Mexico to allow foreign oil drills

Analysts predict doubled output

The flood of North American crude oil is set to become a deluge, analysts say, as Mexico dismantles a 75-year-old barrier to foreign investment in its oil fields.

After almost a decade of slumping output that has degraded Mexico’s take from a $100-a-barrel oil market, President Enrique Pena Nieto is seeking an end to the state monopoly over one of the biggest crude resources in the Western Hemisphere. The doubling in Mexican oil output that Citigroup Inc. said may result from inviting international explorers to drill would be equivalent to adding another Nigeria to world supply, or about 2.5 million barrels a day.

That boom would augment a supply surge from U.S. and Canadian wells that Exxon Mobil Corp. predicts will vault North American production ahead of every OPEC member except Saudi Arabia within two years. With U.S. refineries already choking on more oil than they can process, producers from Exxon to Conoco Phillips are clamoring for repeal of the export restrictions that have outlawed most overseas sales of American crude for four decades.

“This is going to be a huge opportunity for any kind of player” in the energy sector, said Pablo Medina, a Latin American upstream analyst at Wood Mackenzie Ltd. in Houston. “All the companies are going to have to turn their heads and start analyzing Mexico.”

The revolution in shale drilling that increased U.S. oil output to a 25-year high this month will allow North America to join the ranks of the world’s crude-exporting continents by 2040, Exxon said in its annual global energy forecast Thursday. Europe and the Asia-Pacific region will be the sole crude import markets by that date, the Irving, Texas-based energy producer said.

Exxon’s forecast, compiled annually by a team of company economists, scientists and engineers, didn’t take into account any changes in Mexico, William Colton, the company’s vice president of strategic planning, said during a presentation at the Center for Strategic and International Studies in Washington on Thursday.

Opening Mexico’s oilfields to foreign investment would be “a win-win if ever there was one,” said Colton, who described the move as “very good for the people of Mexico and people everywhere in the world who use energy.”

The bill ending the state monopoly was approved by the Mexican Congress on Thursday and will be sent to Nieto for enactment after a majority of states ratified the proposal.
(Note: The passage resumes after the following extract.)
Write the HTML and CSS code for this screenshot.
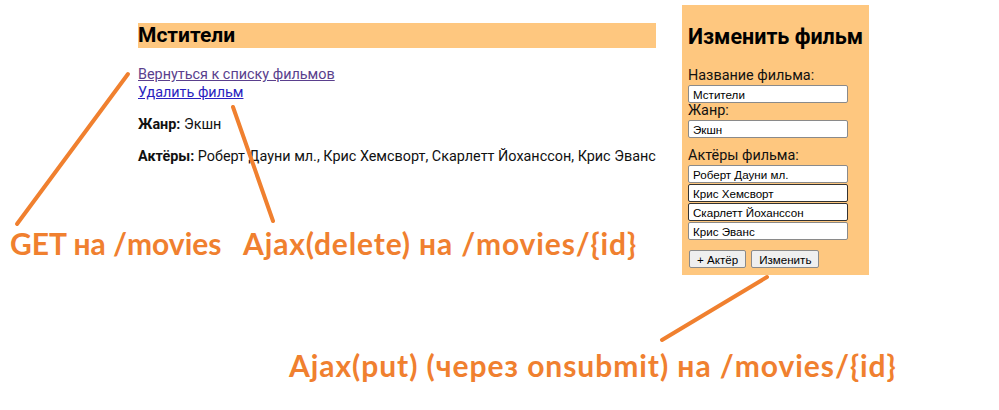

San Luis Potosi, Puebla and Yucatan were among states that approved the legislation over the weekend, bringing the number of those that have endorsed the plan to 17 of 31.

The new law allows for production-sharing contracts, or licenses where companies get ownership of the pumped oil and authority to book crude reserves for accounting purposes. The contracts will be overseen by government regulators.

Though some foreign companies already operate in Mexico under service contracts with Petroleos Mexicanos, or Pemex, the reform could increase foreign investment by as much as $15 billion annually and raise economic growth by half a percentage point, JPMorgan Chase & Co. said in a Nov. 28 report.

A doubling in production as suggested by Citigroup’s Ed Morse would put Mexican output at 5 million barrels a day, an unprecedented level for Pemex, the state oil company created during nationalization in 1938.

The U.S. and Canada are expected to produce a combined 17.6 million barrels of crude and ethanol in 2015, rising to 18.7 million in 2020 and 19 million in 2040, according to the U.S. Energy Information Administration.

During that time span, combined U.S. and Canadian demand is expected to remain stagnant at 21 million barrels a day, the Washington-based Energy Information Administration said in its annual energy outlook in April.

A doubling of Mexico’s output may be slower to realize than the most bullish predictions as companies confront barriers in accessing capital and human resources needed for development, said Riccardo Bertocco, a partner at Bain & Co. in Dallas.

An increase of 1 million barrels a day in output is the most realistic upper limit of what Mexico could achieve by 2025 based on the cost for new infrastructure, competition for new fields and opportunities all over the U.S., Bertocco said.

“The opportunities are there, but they are still far from being materialized,” he said. “The CEOs we’re speaking with are cautiously optimistic, but we don’t think it is game-changing in the short or medium term.”

Drilling in Mexico will beheld back by a lack of infrastructure, such as pipelines, in some of the potential shale developments. The government will need to decide on details for development such as tax rates, royalty structures and standards for booking reserves, Kurt Hallead, an analyst at RBC Capital Markets, wrote in a note to clients.

It will take time to organize and conduct bidding rounds for licenses, and additional exploration, such as seismic tests, will need to be done, Hallead said.

“We are not expecting any significant impact from the reform to be felt in the next two years,” he wrote.